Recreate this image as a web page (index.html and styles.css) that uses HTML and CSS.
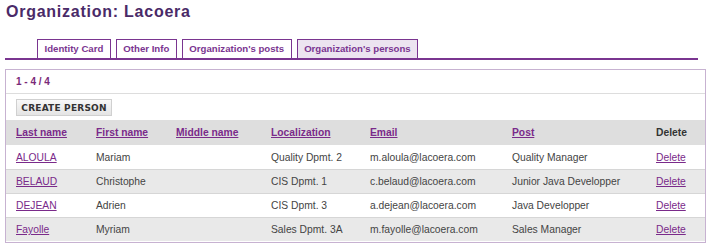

--

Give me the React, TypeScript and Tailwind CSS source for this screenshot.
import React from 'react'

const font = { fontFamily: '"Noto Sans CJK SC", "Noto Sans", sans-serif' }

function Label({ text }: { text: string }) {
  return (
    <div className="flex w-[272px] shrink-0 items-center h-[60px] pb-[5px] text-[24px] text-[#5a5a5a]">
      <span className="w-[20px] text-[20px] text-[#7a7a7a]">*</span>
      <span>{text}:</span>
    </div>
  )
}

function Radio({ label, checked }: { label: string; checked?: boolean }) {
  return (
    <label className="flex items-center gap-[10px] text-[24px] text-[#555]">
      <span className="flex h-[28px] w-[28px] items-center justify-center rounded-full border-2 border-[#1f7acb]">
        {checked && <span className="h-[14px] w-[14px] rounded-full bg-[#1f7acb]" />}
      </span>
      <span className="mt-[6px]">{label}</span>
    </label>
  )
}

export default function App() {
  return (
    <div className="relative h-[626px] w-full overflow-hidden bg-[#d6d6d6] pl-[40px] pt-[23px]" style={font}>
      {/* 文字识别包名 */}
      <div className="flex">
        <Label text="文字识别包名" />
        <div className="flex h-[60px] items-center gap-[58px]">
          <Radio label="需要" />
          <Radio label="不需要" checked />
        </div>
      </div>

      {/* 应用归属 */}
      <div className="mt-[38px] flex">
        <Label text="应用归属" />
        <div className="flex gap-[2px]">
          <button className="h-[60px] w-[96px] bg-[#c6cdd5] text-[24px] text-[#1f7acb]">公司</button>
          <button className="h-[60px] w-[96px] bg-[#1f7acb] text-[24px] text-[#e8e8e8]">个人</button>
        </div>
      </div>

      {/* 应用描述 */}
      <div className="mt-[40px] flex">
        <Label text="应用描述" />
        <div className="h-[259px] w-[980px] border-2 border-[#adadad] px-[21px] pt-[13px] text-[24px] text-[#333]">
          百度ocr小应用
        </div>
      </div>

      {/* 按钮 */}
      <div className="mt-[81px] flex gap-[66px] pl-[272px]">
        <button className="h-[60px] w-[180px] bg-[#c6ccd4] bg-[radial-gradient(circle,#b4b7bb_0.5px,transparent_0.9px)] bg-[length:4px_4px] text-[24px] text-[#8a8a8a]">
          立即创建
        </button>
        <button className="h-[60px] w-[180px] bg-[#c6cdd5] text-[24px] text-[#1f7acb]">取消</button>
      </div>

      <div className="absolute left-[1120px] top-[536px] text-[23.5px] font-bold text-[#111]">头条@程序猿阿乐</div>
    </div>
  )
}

*GIVEN REQUEST*: Among the lines of the material, find those that hold the word "React" and copy them.

*ANSWER IN FULL*:
Give me the React, TypeScript and Tailwind CSS source for this screenshot.
import React from 'react'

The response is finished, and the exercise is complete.